We sighed a minute over the state the world has fallen to. Country people, even, being encouraged to suck at the Big Tit. “It doesn’t pay to be independent, does it?” I finally sighed. “Doesn’t make sense to be an old, self-reliant American, these crazy days.” .

Lucy said a bad word. Then she bunched up her resolve and said, “You know I think I oughta go for it. I mean, three dents in the counter! I figure they ought to give me a new house and a whole new set of furniture for that, don’t you suppose?”

“Well, at least a doublewide. They do that.”

“No. No doublewide. That’s tacky. I have standards.”

“I dunno if you can get an actual house out of it.”

“But just think how traumatized I was! I deserve it! I’m suffering! They keep telling me how much I’m suffering, and who am I to contradict the federal government? I can’t possibly go on living here, looking at those dents every day and reminding myself of the horror – the sheer, psychically wounding horror I endured. Why, I wake up in the middle of the night, hearing that ketchup bottle plummeting  … the stress, ohgod, the stress! I haven’t been able to sleep or, why, even have sex since …”

“Lucy, you haven’t had sex since Arlo left you for that UPS driver.”

“Right, but if I haven’t had sex since the earthquake, even if I wasn’t having sex before the earthquake, if I think it’s because of the earthquake …?”

“No,” I said. “I don’t think they’ll go for that one. Not with a Republican in office.”

“But I’m suffering,” she whimpered, even managing to sound sincere. I didn’t mention how much more she suffered when Arlo the self-admiring clod was around. Really, she’s better off with the sexless devotion of Biscuit, her semi-purebred mutthound.

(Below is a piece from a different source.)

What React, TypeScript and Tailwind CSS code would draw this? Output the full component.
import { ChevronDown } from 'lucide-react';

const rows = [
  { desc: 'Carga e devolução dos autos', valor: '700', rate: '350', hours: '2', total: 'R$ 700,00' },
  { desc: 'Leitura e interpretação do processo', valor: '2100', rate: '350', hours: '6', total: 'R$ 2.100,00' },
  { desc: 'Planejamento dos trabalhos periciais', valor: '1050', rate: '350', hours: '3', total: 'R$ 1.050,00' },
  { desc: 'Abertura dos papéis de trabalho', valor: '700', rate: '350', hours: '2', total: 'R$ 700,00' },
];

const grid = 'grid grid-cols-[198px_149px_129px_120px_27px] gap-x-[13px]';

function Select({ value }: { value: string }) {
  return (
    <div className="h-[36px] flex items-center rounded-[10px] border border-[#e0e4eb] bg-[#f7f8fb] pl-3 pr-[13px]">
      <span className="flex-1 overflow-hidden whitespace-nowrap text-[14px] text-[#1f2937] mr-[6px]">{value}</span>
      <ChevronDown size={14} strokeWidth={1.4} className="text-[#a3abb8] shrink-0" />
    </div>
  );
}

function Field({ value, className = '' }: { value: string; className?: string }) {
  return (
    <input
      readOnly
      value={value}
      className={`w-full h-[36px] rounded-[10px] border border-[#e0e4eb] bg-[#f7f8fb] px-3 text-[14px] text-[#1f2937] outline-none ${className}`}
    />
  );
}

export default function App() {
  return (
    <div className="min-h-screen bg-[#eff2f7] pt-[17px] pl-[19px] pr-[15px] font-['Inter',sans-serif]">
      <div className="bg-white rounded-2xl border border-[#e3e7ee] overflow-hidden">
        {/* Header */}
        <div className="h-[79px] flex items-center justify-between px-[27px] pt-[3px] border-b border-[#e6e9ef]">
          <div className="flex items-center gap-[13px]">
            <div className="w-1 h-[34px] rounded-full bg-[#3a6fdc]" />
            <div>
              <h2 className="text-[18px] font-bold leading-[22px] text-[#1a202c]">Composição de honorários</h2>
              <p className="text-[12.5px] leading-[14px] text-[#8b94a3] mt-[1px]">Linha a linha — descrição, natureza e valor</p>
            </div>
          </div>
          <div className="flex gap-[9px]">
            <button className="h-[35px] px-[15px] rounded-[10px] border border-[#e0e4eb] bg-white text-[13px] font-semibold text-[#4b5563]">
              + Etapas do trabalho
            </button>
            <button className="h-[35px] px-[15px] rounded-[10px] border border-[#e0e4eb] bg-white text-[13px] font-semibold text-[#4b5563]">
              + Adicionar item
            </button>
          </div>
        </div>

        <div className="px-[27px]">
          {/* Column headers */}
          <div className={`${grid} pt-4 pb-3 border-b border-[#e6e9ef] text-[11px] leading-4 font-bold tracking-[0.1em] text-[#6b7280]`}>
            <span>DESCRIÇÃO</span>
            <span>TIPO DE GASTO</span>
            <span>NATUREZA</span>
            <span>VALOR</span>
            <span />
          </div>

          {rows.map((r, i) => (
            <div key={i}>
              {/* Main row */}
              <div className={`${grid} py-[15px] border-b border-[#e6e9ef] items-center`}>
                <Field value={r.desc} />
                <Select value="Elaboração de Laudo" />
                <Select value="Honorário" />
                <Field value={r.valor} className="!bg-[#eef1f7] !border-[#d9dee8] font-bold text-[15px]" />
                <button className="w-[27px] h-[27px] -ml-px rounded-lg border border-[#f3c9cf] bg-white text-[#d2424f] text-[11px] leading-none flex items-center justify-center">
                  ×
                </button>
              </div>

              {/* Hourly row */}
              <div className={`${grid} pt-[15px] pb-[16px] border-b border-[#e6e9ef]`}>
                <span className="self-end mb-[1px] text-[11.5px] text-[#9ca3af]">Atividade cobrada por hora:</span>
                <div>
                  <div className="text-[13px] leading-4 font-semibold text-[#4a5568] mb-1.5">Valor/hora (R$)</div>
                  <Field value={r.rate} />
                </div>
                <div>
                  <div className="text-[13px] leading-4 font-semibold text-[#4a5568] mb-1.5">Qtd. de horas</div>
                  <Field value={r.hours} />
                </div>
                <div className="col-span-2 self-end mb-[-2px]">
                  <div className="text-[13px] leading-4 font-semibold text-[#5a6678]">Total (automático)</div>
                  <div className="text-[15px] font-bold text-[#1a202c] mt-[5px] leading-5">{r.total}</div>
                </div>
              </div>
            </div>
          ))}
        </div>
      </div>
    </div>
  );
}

“Maybe they could throw in some post-traumatic stress therapy,” I offered.

“At least.”

“Lessee, job benefits, house, therapy. Hey, you’re not part Indian or anything, are you? I’ll bet you could get some extra benefit for that. Minority? Any kind of minority?”

 “Mongrel!” she wailed. “Plain old Mongrel-English-Dutch-German-Irish-Italian-Who-Knows-What-Else-American. Ever since the earthquake, I don’t even know what kind of ethnic I am. I didn’t know what kind of ethnic I was before, but now if I think it’s because of the earthquake …”

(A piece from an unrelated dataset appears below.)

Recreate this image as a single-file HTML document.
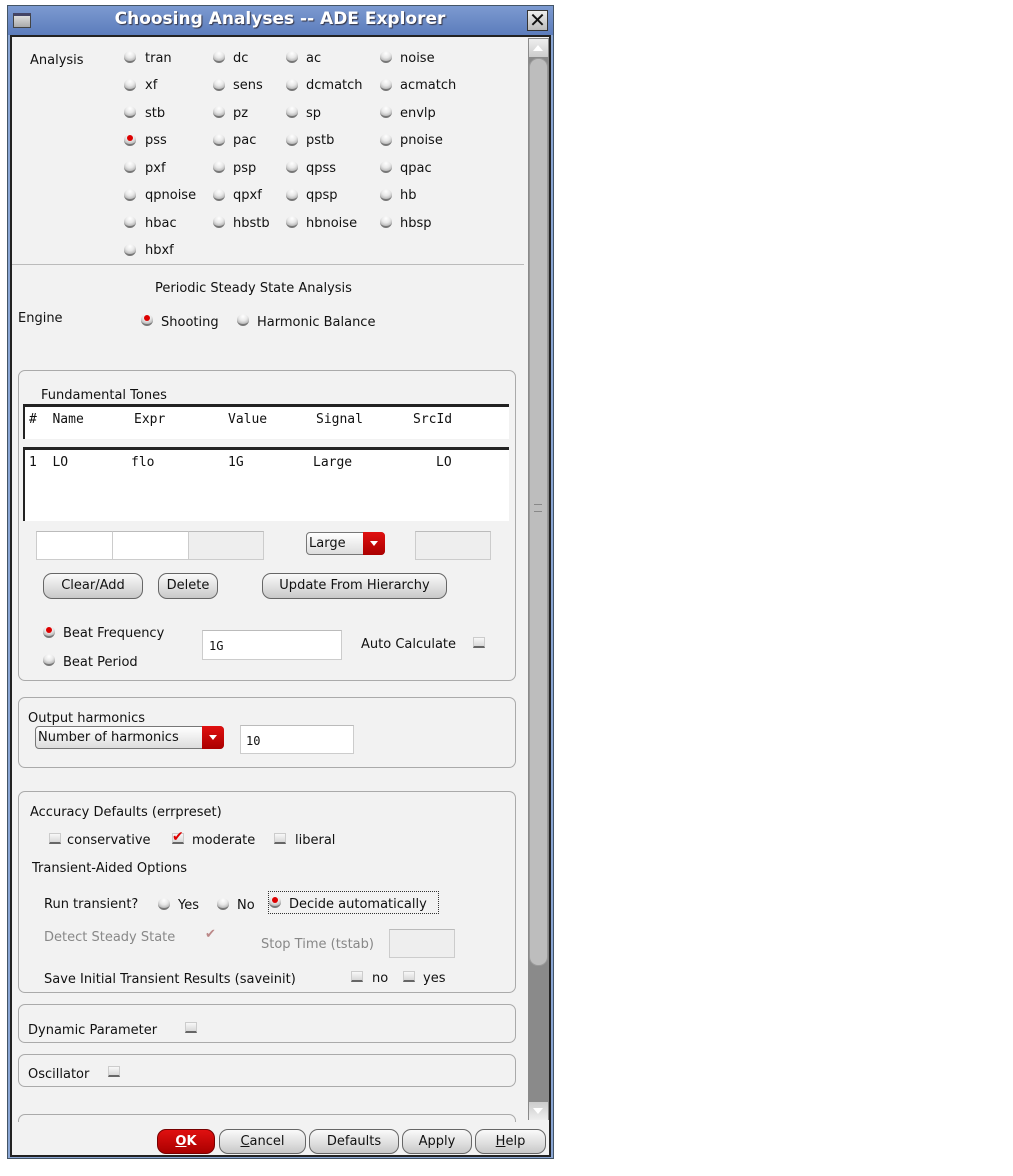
<!DOCTYPE html>
<html><head><meta charset="utf-8"><style>
*{box-sizing:border-box;margin:0;padding:0}
body{width:1013px;height:1176px;background:#fff;position:relative;overflow:hidden;font-family:"DejaVu Sans","Liberation Sans",sans-serif;font-size:13px;color:#111}
.a{position:absolute;white-space:nowrap}
.t{position:absolute;white-space:nowrap;line-height:15px;margin-top:1px}
.r{position:absolute;width:12px;height:12px;border-radius:50%;background:radial-gradient(circle at 50% 25%,#fff 0,#e8e8e8 45%,#999 100%);border-bottom:2px solid #777}
.r.on::after{content:"";position:absolute;left:3px;top:1px;width:6px;height:6px;border-radius:50%;background:#d00}
.c{position:absolute;width:12px;height:11px;background:linear-gradient(#f8f8f8,#d8d8d8);border:1px solid #ccc;border-bottom:2px solid #666}
.box{position:absolute;border:1px solid #aaa;border-radius:7px}
.btn{position:absolute;height:26px;border:1px solid #666;border-radius:9px;background:linear-gradient(#fafafa,#ddd 60%,#c8c8c8);text-align:center;line-height:24px}
.inp{position:absolute;background:#fff;border:1px solid #ccc;border-top-color:#bbb}
.g{color:#888}
.m{font-family:"DejaVu Sans Mono","Liberation Mono",monospace;font-size:13px}
.dd{position:absolute;height:23px;border:1px solid #777;border-radius:4px;background:linear-gradient(#fff,#ddd);line-height:21px;padding-left:2px}
.dd i{position:absolute;right:-1px;top:-1px;width:22px;height:23px;background:linear-gradient(#e01010,#a00);border-radius:0 4px 4px 0}
.dd i::after{content:"";position:absolute;left:7px;top:9px;border:4px solid transparent;border-top:5px solid #fff}
</style></head><body>
<div class="a" style="left:7px;top:5px;width:547px;height:1154px;background:#8aa6d4;border:1px solid #456"></div>
<div class="a" style="left:8px;top:6px;width:545px;height:29px;background:linear-gradient(#7c9ad0,#5c7dbc)"></div>
<div class="a" style="left:13px;top:13px;width:18px;height:15px;background:linear-gradient(#ddd,#aaa);border:1px solid #444;border-top:3px solid #446"></div>
<div class="a" style="left:0;top:9px;width:560px;text-align:center;color:#fff;font-weight:bold;font-size:17px;text-shadow:1px 1px 1px #334">Choosing Analyses -- ADE Explorer</div>
<div class="a" style="left:527px;top:10px;width:21px;height:21px;background:linear-gradient(#eee,#bbb);border:1px solid #333;font-size:20px;line-height:19px;text-align:center;color:#111">✕</div>
<div class="a" style="left:10px;top:35px;width:541px;height:1122px;background:#f2f2f2;border:2px solid #222"></div>
<div class="a" style="left:528px;top:38px;width:21px;height:1082px;background:#8a8a8a"></div>
<div class="a" style="left:529px;top:39px;width:19px;height:18px;background:linear-gradient(#eee,#ccc)"></div>
<div class="a" style="left:533px;top:45px;border:5px solid transparent;border-bottom:6px solid #fff;border-top:0"></div>
<div class="a" style="left:529px;top:58px;width:19px;height:908px;background:#bdbdbd;border-radius:9px;border:1px solid #999"></div>
<div class="a" style="left:534px;top:504px;width:8px;height:8px;border-top:1px solid #888;border-bottom:1px solid #888"></div>
<div class="a" style="left:529px;top:1102px;width:19px;height:18px;background:linear-gradient(#ccc,#eee)"></div>
<div class="a" style="left:533px;top:1108px;border:5px solid transparent;border-top:6px solid #fff;border-bottom:0"></div>

<div class="t" style="left:30px;top:52px">Analysis</div>
<div class="r" style="left:124px;top:51px"></div><div class="t" style="left:145px;top:50px">tran</div>
<div class="r" style="left:213px;top:51px"></div><div class="t" style="left:233px;top:50px">dc</div>
<div class="r" style="left:286px;top:51px"></div><div class="t" style="left:306px;top:50px">ac</div>
<div class="r" style="left:380px;top:51px"></div><div class="t" style="left:400px;top:50px">noise</div>
<div class="r" style="left:124px;top:79px"></div><div class="t" style="left:145px;top:77px">xf</div>
<div class="r" style="left:213px;top:79px"></div><div class="t" style="left:233px;top:77px">sens</div>
<div class="r" style="left:286px;top:79px"></div><div class="t" style="left:306px;top:77px">dcmatch</div>
<div class="r" style="left:380px;top:79px"></div><div class="t" style="left:400px;top:77px">acmatch</div>
<div class="r" style="left:124px;top:106px"></div><div class="t" style="left:145px;top:105px">stb</div>
<div class="r" style="left:213px;top:106px"></div><div class="t" style="left:233px;top:105px">pz</div>
<div class="r" style="left:286px;top:106px"></div><div class="t" style="left:306px;top:105px">sp</div>
<div class="r" style="left:380px;top:106px"></div><div class="t" style="left:400px;top:105px">envlp</div>
<div class="r on" style="left:124px;top:134px"></div><div class="t" style="left:145px;top:132px">pss</div>
<div class="r" style="left:213px;top:134px"></div><div class="t" style="left:233px;top:132px">pac</div>
<div class="r" style="left:286px;top:134px"></div><div class="t" style="left:306px;top:132px">pstb</div>
<div class="r" style="left:380px;top:134px"></div><div class="t" style="left:400px;top:132px">pnoise</div>
<div class="r" style="left:124px;top:161px"></div><div class="t" style="left:145px;top:160px">pxf</div>
<div class="r" style="left:213px;top:161px"></div><div class="t" style="left:233px;top:160px">psp</div>
<div class="r" style="left:286px;top:161px"></div><div class="t" style="left:306px;top:160px">qpss</div>
<div class="r" style="left:380px;top:161px"></div><div class="t" style="left:400px;top:160px">qpac</div>
<div class="r" style="left:124px;top:189px"></div><div class="t" style="left:145px;top:187px">qpnoise</div>
<div class="r" style="left:213px;top:189px"></div><div class="t" style="left:233px;top:187px">qpxf</div>
<div class="r" style="left:286px;top:189px"></div><div class="t" style="left:306px;top:187px">qpsp</div>
<div class="r" style="left:380px;top:189px"></div><div class="t" style="left:400px;top:187px">hb</div>
<div class="r" style="left:124px;top:216px"></div><div class="t" style="left:145px;top:215px">hbac</div>
<div class="r" style="left:213px;top:216px"></div><div class="t" style="left:233px;top:215px">hbstb</div>
<div class="r" style="left:286px;top:216px"></div><div class="t" style="left:306px;top:215px">hbnoise</div>
<div class="r" style="left:380px;top:216px"></div><div class="t" style="left:400px;top:215px">hbsp</div>
<div class="r" style="left:124px;top:244px"></div><div class="t" style="left:145px;top:242px">hbxf</div>
<div class="a" style="left:12px;top:264px;width:512px;height:1px;background:#bbb"></div>

<div class="t" style="left:155px;top:280px">Periodic Steady State Analysis</div>
<div class="t" style="left:18px;top:310px">Engine</div>
<div class="r on" style="left:141px;top:314px"></div><div class="t" style="left:161px;top:314px">Shooting</div>
<div class="r" style="left:237px;top:314px"></div><div class="t" style="left:257px;top:314px">Harmonic Balance</div>

<div class="box" style="left:18px;top:370px;width:498px;height:311px"></div>
<div class="t" style="left:41px;top:387px">Fundamental Tones</div>
<div class="a" style="left:23px;top:404px;width:486px;height:35px;background:#fff;border-top:3px solid #222;border-left:2px solid #222"></div>
<div class="t m" style="left:29px;top:411px">#&nbsp;&nbsp;Name</div>
<div class="t m" style="left:134px;top:411px">Expr</div>
<div class="t m" style="left:228px;top:411px">Value</div>
<div class="t m" style="left:316px;top:411px">Signal</div>
<div class="t m" style="left:413px;top:411px">SrcId</div>
<div class="a" style="left:23px;top:447px;width:486px;height:74px;background:#fff;border-top:3px solid #222;border-left:2px solid #222"></div>
<div class="t m" style="left:29px;top:454px">1&nbsp;&nbsp;LO</div>
<div class="t m" style="left:131px;top:454px">flo</div>
<div class="t m" style="left:228px;top:454px">1G</div>
<div class="t m" style="left:313px;top:454px">Large</div>
<div class="t m" style="left:436px;top:454px">LO</div>
<div class="inp" style="left:36px;top:531px;width:77px;height:29px"></div>
<div class="inp" style="left:112px;top:531px;width:77px;height:29px"></div>
<div class="inp" style="left:188px;top:531px;width:76px;height:29px;background:#eee"></div>
<div class="dd" style="left:306px;top:532px;width:79px">Large<i></i></div>
<div class="inp" style="left:415px;top:531px;width:76px;height:29px;background:#eee"></div>
<div class="btn" style="left:43px;top:573px;width:100px">Clear/Add</div>
<div class="btn" style="left:158px;top:573px;width:60px">Delete</div>
<div class="btn" style="left:262px;top:573px;width:185px">Update From Hierarchy</div>
<div class="r on" style="left:43px;top:626px"></div><div class="t" style="left:63px;top:625px">Beat Frequency</div>
<div class="r" style="left:43px;top:654px"></div><div class="t" style="left:63px;top:654px">Beat Period</div>
<div class="inp m" style="left:202px;top:630px;width:140px;height:30px;padding:8px 0 0 6px;font-size:12px">1G</div>
<div class="t" style="left:361px;top:636px">Auto Calculate</div>
<div class="c" style="left:473px;top:637px"></div>

<div class="box" style="left:18px;top:697px;width:498px;height:71px"></div>
<div class="t" style="left:28px;top:710px">Output harmonics</div>
<div class="dd" style="left:35px;top:726px;width:189px">Number of harmonics<i></i></div>
<div class="inp m" style="left:240px;top:725px;width:114px;height:29px;padding:8px 0 0 5px;font-size:12px">10</div>

<div class="box" style="left:18px;top:791px;width:498px;height:202px"></div>
<div class="t" style="left:30px;top:804px">Accuracy Defaults (errpreset)</div>
<div class="c" style="left:49px;top:833px"></div><div class="t" style="left:67px;top:832px">conservative</div>
<div class="c" style="left:172px;top:833px"></div><div class="a" style="left:172px;top:829px;color:#d00;font-size:14px;font-weight:bold">✔</div><div class="t" style="left:192px;top:832px">moderate</div>
<div class="c" style="left:274px;top:833px"></div><div class="t" style="left:295px;top:832px">liberal</div>
<div class="t" style="left:32px;top:860px">Transient-Aided Options</div>
<div class="t" style="left:44px;top:896px">Run transient?</div>
<div class="r" style="left:158px;top:898px"></div><div class="t" style="left:178px;top:897px">Yes</div>
<div class="r" style="left:217px;top:898px"></div><div class="t" style="left:237px;top:897px">No</div>
<div class="r on" style="left:269px;top:896px"></div>
<div class="t" style="left:268px;top:891px;width:171px;height:23px;border:1px dotted #333;padding:5px 0 0 20px;margin-top:0">Decide automatically</div>
<div class="t g" style="left:44px;top:929px">Detect Steady State</div>
<div class="a" style="left:205px;top:927px;color:#b88;font-size:13px">✔</div>
<div class="t g" style="left:261px;top:936px">Stop Time (tstab)</div>
<div class="inp" style="left:389px;top:929px;width:66px;height:29px;background:#eee"></div>
<div class="t" style="left:44px;top:971px">Save Initial Transient Results (saveinit)</div>
<div class="c" style="left:351px;top:971px"></div><div class="t" style="left:372px;top:970px">no</div>
<div class="c" style="left:403px;top:971px"></div><div class="t" style="left:423px;top:970px">yes</div>

<div class="box" style="left:18px;top:1004px;width:498px;height:39px"></div>
<div class="t" style="left:28px;top:1022px">Dynamic Parameter</div>
<div class="c" style="left:185px;top:1022px"></div>
<div class="box" style="left:18px;top:1054px;width:498px;height:33px"></div>
<div class="t" style="left:28px;top:1066px">Oscillator</div>
<div class="c" style="left:108px;top:1066px"></div>
<div class="box" style="left:18px;top:1114px;width:498px;height:20px"></div>
<div class="a" style="left:12px;top:1122px;width:514px;height:33px;background:#f2f2f2"></div>

<div class="btn" style="left:157px;top:1129px;width:58px;height:25px;background:linear-gradient(#e01010,#a00);color:#fff;font-weight:bold;border-color:#700"><u>O</u>K</div>
<div class="btn" style="left:219px;top:1129px;width:87px;height:25px"><u>C</u>ancel</div>
<div class="btn" style="left:309px;top:1129px;width:90px;height:25px">Defaults</div>
<div class="btn" style="left:402px;top:1129px;width:70px;height:25px">Apply</div>
<div class="btn" style="left:475px;top:1129px;width:71px;height:25px"><u>H</u>elp</div>
</body></html>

“Gotta be some kinda benefit in that. Mixed race is in this year. And there you are, with your whole cultural heritage erased. I mean, that’s, like, individual genocide or something. All because of an earthquake. You shouldn’t just get cheap loans. You should get reparations.”

“But does it count if all the mixes in my race where white people?”

“I dunno. Call one of those 800 numbers and ask. If they’re really looking that hard to dig up misery to throw money at, maybe they can invent a sexless-white-mongrel-one-person-cultural-genocide-with-three-dents-in-her-counter-top-and-a-broken-ketchup-bottle-highly-traumatized-abandoned-by-her-boyfriend-earthquake-victim program.”

Lucy sniffed. I could hear her tallying up the Tax-Tit dollars. But she must have come up short of a million because the next thing she said was:

“You know, it’s time we recognized how deeply the rights of our companion animal species suffer in the aftermath of a natural disaster. Why, when the water flung itself violently out of her bowl, Biscuit … why, she has no way to give voice to the full depths of her anguish, but as her guardian, I’m sure I ...”

“Yep,” I agreed, “that must be worth at least another ten thou, Hey, Luce, can I talk you out of a FEMA application? I’m a little short on cash this month and I think I’m starting to suffer trauma from the lack of natural disasters around here.”

Thank you to Jim Bovard and Tina Terry, who let me steal some of their best lines. The information about FEMA in rural Washington is all true.